* [EXERCISE DIRECTIONS] Everything from the first line down to the line containing "22, 26, 29];" is to be retyped exactly, both ends included, with pictures left out.

-- BEGIN COLLECTED DATA --

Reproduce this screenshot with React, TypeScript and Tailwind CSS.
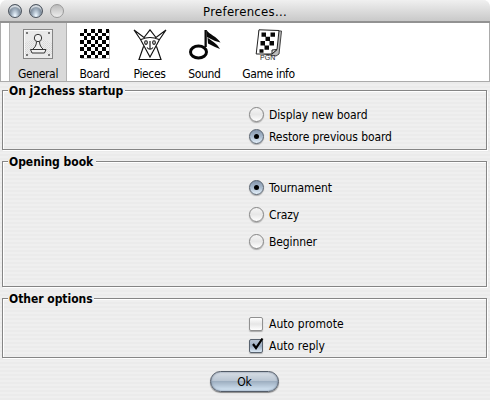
import type { ReactNode } from 'react';

function PawnIcon() {
  return (
    <svg width="30" height="31" viewBox="0 0 30 31" fill="none">
      <defs>
        <pattern id="grain" width="2" height="2" patternUnits="userSpaceOnUse">
          <rect width="2" height="2" fill="#ececec" />
          <rect width="1" height="1" fill="#d8d8d8" />
          <rect x="1" y="1" width="1" height="1" fill="#dedede" />
        </pattern>
      </defs>
      <rect x=".5" y=".5" width="29" height="29" fill="#e9e9e9" stroke="#858585" />
      <path d="M1 14L11 10v9L6 26H1zM29 14l-10-4v9l5 7h5z" fill="url(#grain)" />
      <path d="M1.5 28.5v-27h27" stroke="#fafafa" />
      <g fill="#777">
        <rect x="3" y="3" width="2" height="2" /><rect x="25" y="3" width="2" height="2" />
        <rect x="3" y="25" width="2" height="2" /><rect x="25" y="25" width="2" height="2" />
      </g>
      <path d="M13.500 12.500c0 3.500-1.500 6-4 8h11c-2.500-2-4-4.500-4-8zM7.500 20.500h15.500l-1.500 3.500h-12.500z" fill="#f0f0f0" stroke="#333" />
      <circle cx="15" cy="9" r="3.700" fill="#f0f0f0" stroke="#333" />
    </svg>
  );
}

const boardEdges = [0, 4, 7, 11, 15, 18, 22, 26, 29];

function BoardIcon() {
  return (
    <svg width="29" height="31" viewBox="0 0 29 31" className="overflow-visible">
      <rect x="1" y="1" width="29" height="29" fill="#bdbdbd" />
      <rect width="29" height="29" fill="#fff" />
      {Array.from({ length: 64 }, (_, i) => {
        const x = i % 8;
        const y = Math.floor(i / 8);
        return (x + y) % 2 ? (
          <rect key={i} x={boardEdges[x]} y={boardEdges[y]} width={boardEdges[x + 1] - boardEdges[x]} height={boardEdges[y + 1] - boardEdges[y]} shapeRendering="geometricPrecision" />
        ) : null;
      })}
    </svg>
  );
}

function PiecesIcon() {
  return (
    <svg width="34" height="32" viewBox="0 0 34 32" fill="none" stroke="#111" strokeWidth="1.15">
      <path d="M7.500 10.500L1 1l10 7.500L17 .8l6 7.700L33 1l-6.500 9.500L17 28zM8 10.500Q17 6.500 26 10.500M10.500 17.500L6 30.500h22L23.500 17.500" />
      <ellipse cx="13" cy="13.500" rx="1.300" ry="1.800" />
      <ellipse cx="21" cy="13.500" rx="1.300" ry="1.800" />
      <path d="M17 12v8M14 18.500q3 3.500 6 0" />
    </svg>
  );
}

function SoundIcon() {
  return (
    <svg width="32" height="32" viewBox="0 0 32 32">
      <ellipse cx="9.500" cy="23" rx="8" ry="6" fill="none" stroke="#050505" strokeWidth="3" />
      <path d="M15.500 1h2.300v17h-2.300z" fill="#080808" />
      <path d="M17.500 1C20 5.500 28 7.500 31.500 13.500L26 12 18 8zM18.500 8.500C21 11 28 14 31 20L26 18 19 14.500z" fill="#080808" />
    </svg>
  );
}

function GameIcon() {
  return (
    <svg width="28" height="32" viewBox="0 0 28 32" fill="none">
      <path d="M4 1.500L26.500 2 24 25l-3 2-17-3z" fill="#bbb" stroke="#444" />
      <path d="M4 .8l20 .7-2 19-5 4.500H1.200z" fill="#fff" stroke="#222" />
      <path d="M22 20.500l-5 .5v4z" fill="#ddd" stroke="#222" />
      <path d="M6.500 3.500h4.500v4.300H6.500zM15.500 3.500H20v4.300h-4.500zM10.500 7.800H15v4.300h-4.500zM5.500 12.100H10v4.300H5.500zM14.500 12.100H19v4.300h-4.500zM9.500 16.400H14v4.300H9.500zM4.500 20.200h4v3.600h-4z" fill="#080808" />
      <text x="5" y="31" fontSize="7" fontFamily="Liberation Sans, sans-serif" textLength="15" fill="#222">PGN</text>
    </svg>
  );
}

function ToolItem({ label, width, active, children }: { label: string; width: string; active?: boolean; children: ReactNode }) {
  return (
    <button className={`flex h-[58px] shrink-0 flex-col items-center pt-[6px] ${width} ${active ? 'border-x border-[#b3b3b3] bg-[#d9d9d9]' : ''}`}>
      <span className="flex h-8 items-start justify-center">{children}</span>
      <span className="mt-[6px] h-[14px] leading-[15px] whitespace-nowrap">{label}</span>
    </button>
  );
}

function Group({ title, height, width, children }: { title: string; height: string; width: string; children: ReactNode }) {
  return (
    <section className={`relative ml-[2px] w-[485px] border border-[#858585] shadow-[1px_1px_0_#fff,inset_1px_1px_0_#fff] ${height}`}>
      <h2 className={`absolute -top-[7px] left-[5px] h-[15px] bg-[#ededed] pl-px text-[12px] leading-[15px] font-bold tracking-[-0.03px] whitespace-nowrap ${width}`}>{title}</h2>
      {children}
    </section>
  );
}

function Radio({ label, checked }: { label: string; checked?: boolean }) {
  return (
    <label className="flex h-[15px] items-center gap-[5px]">
      <span className={`flex size-[15px] items-center justify-center rounded-full border shadow-[0_1px_1px_#aaa] ${checked ? 'border-[#59636f] bg-linear-to-b from-[#8495ab] via-[#a9bacd] to-[#e5f1fb]' : 'border-[#858585] bg-linear-to-b from-[#f5f5f5] via-[#e7e7e7] to-white'}`}>
        {checked && <span className="size-[5px] rounded-full bg-black" />}
      </span>
      <span className="pt-[2px] leading-[15px] tracking-[-0.1px]">{label}</span>
    </label>
  );
}

function Check({ label, checked }: { label: string; checked?: boolean }) {
  return (
    <label className="flex h-[15px] items-center gap-[6px]">
      <span className={`relative size-[14px] rounded-[2px] border shadow-[0_1px_1px_#aaa] ${checked ? 'border-[#59636f] bg-linear-to-b from-[#b8c4d2] via-[#9caec2] to-[#dce9f5]' : 'border-[#909090] bg-linear-to-b from-white via-[#e6e6e6] to-white'}`}>
        {checked && (
          <svg className="absolute -top-[3px] left-0" width="15" height="15" viewBox="0 0 15 15" fill="none">
            <path d="M3 7l3 4L12.500 1.500" stroke="#000" strokeWidth="2.200" />
          </svg>
        )}
      </span>
      <span className="pt-[2px] leading-[15px] tracking-[0.05px]">{label}</span>
    </label>
  );
}

function WindowDot({ disabled }: { disabled?: boolean }) {
  return <span className={`size-[14px] rounded-full border ${disabled ? 'border-[#999] bg-linear-to-b from-[#bbb] to-[#ededed]' : 'border-[#4c535d] bg-[radial-gradient(ellipse_at_50%_90%,#e8f3fc_5%,#a5b4c3_40%,#526070_90%)] shadow-[inset_0_2px_1px_#dbe0e5]'}`} />;
}

export default function App() {
  return (
    <div className="h-[400px] w-[490px] overflow-hidden bg-white">
      <main className="h-[400px] w-[490px] overflow-hidden rounded-t-[7px] bg-[repeating-linear-gradient(to_bottom,#efefef_0_2px,#ebebeb_2px_4px)] font-['DejaVu_Sans_Condensed','DejaVu_Sans',sans-serif] text-[12px] tracking-[-0.35px] text-black [font-stretch:condensed]">
        <header className="grid h-[23px] grid-cols-[120px_1fr_120px] border-b-2 border-[#929292] bg-linear-to-b from-[#f0f0f0] to-[#c9c9c9]">
          <div className="flex gap-[7px] pt-[4px] pl-[8px]">
            <WindowDot /><WindowDot /><WindowDot disabled />
          </div>
          <h1 className="pt-[3px] text-center text-[13px] leading-[17px] tracking-[0.28px]">Preferences...</h1>
        </header>
        <nav className="flex h-[59px] border-x border-b border-[#ababab] bg-white pl-[8px]">
          <ToolItem label="General" width="w-[58px]" active><PawnIcon /></ToolItem>
          <ToolItem label="Board" width="w-[55px]"><BoardIcon /></ToolItem>
          <ToolItem label="Pieces" width="w-[55px]"><PiecesIcon /></ToolItem>
          <ToolItem label="Sound" width="w-[55px]"><SoundIcon /></ToolItem>
          <ToolItem label="Game info" width="w-[73px]"><GameIcon /></ToolItem>
        </nav>
        <div className="flex flex-col gap-[11px] pt-[8px]">
          <Group title="On j2chess startup" height="h-[60px]" width="w-[117px]">
            <div className="flex flex-col gap-[7px] pt-[16px] pl-[246px]">
              <Radio label="Display new board" /><Radio label="Restore previous board" checked />
            </div>
          </Group>
          <Group title="Opening book" height="h-[126px]" width="w-[88px]">
            <div className="flex flex-col gap-[12px] pt-[18px] pl-[246px]">
              <Radio label="Tournament" checked /><Radio label="Crazy" /><Radio label="Beginner" />
            </div>
          </Group>
          <Group title="Other options" height="h-[60px]" width="w-[86px]">
            <div className="flex flex-col gap-[7px] pt-[17px] pl-[246px]">
              <Check label="Auto promote" /><Check label="Auto reply" checked />
            </div>
          </Group>
        </div>
        <footer className="flex justify-center pt-[13px] pr-[1px]">
          <button className="h-[21px] w-[69px] rounded-full border border-[#535c68] bg-[linear-gradient(to_bottom,#d9dfe6_0%,#bac6d3_45%,#9eafc1_50%,#d7e8f7_100%)] pt-px leading-[18px] tracking-[0] shadow-[0_1px_1px_#888,inset_0_0_2px_#64748b]">Ok</button>
        </footer>
      </main>
    </div>
  );
}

-- END COLLECTED DATA --

* [ANSWER FOR THE TASK]
Reproduce this screenshot with React, TypeScript and Tailwind CSS.
import type { ReactNode } from 'react';

function PawnIcon() {
  return (
    <svg width="30" height="31" viewBox="0 0 30 31" fill="none">
      <defs>
        <pattern id="grain" width="2" height="2" patternUnits="userSpaceOnUse">
          <rect width="2" height="2" fill="#ececec" />
          <rect width="1" height="1" fill="#d8d8d8" />
          <rect x="1" y="1" width="1" height="1" fill="#dedede" />
        </pattern>
      </defs>
      <rect x=".5" y=".5" width="29" height="29" fill="#e9e9e9" stroke="#858585" />
      <path d="M1 14L11 10v9L6 26H1zM29 14l-10-4v9l5 7h5z" fill="url(#grain)" />
      <path d="M1.5 28.5v-27h27" stroke="#fafafa" />
      <g fill="#777">
        <rect x="3" y="3" width="2" height="2" /><rect x="25" y="3" width="2" height="2" />
        <rect x="3" y="25" width="2" height="2" /><rect x="25" y="25" width="2" height="2" />
      </g>
      <path d="M13.500 12.500c0 3.500-1.500 6-4 8h11c-2.500-2-4-4.500-4-8zM7.500 20.500h15.500l-1.500 3.500h-12.500z" fill="#f0f0f0" stroke="#333" />
      <circle cx="15" cy="9" r="3.700" fill="#f0f0f0" stroke="#333" />
    </svg>
  );
}

const boardEdges = [0, 4, 7, 11, 15, 18, 22, 26, 29];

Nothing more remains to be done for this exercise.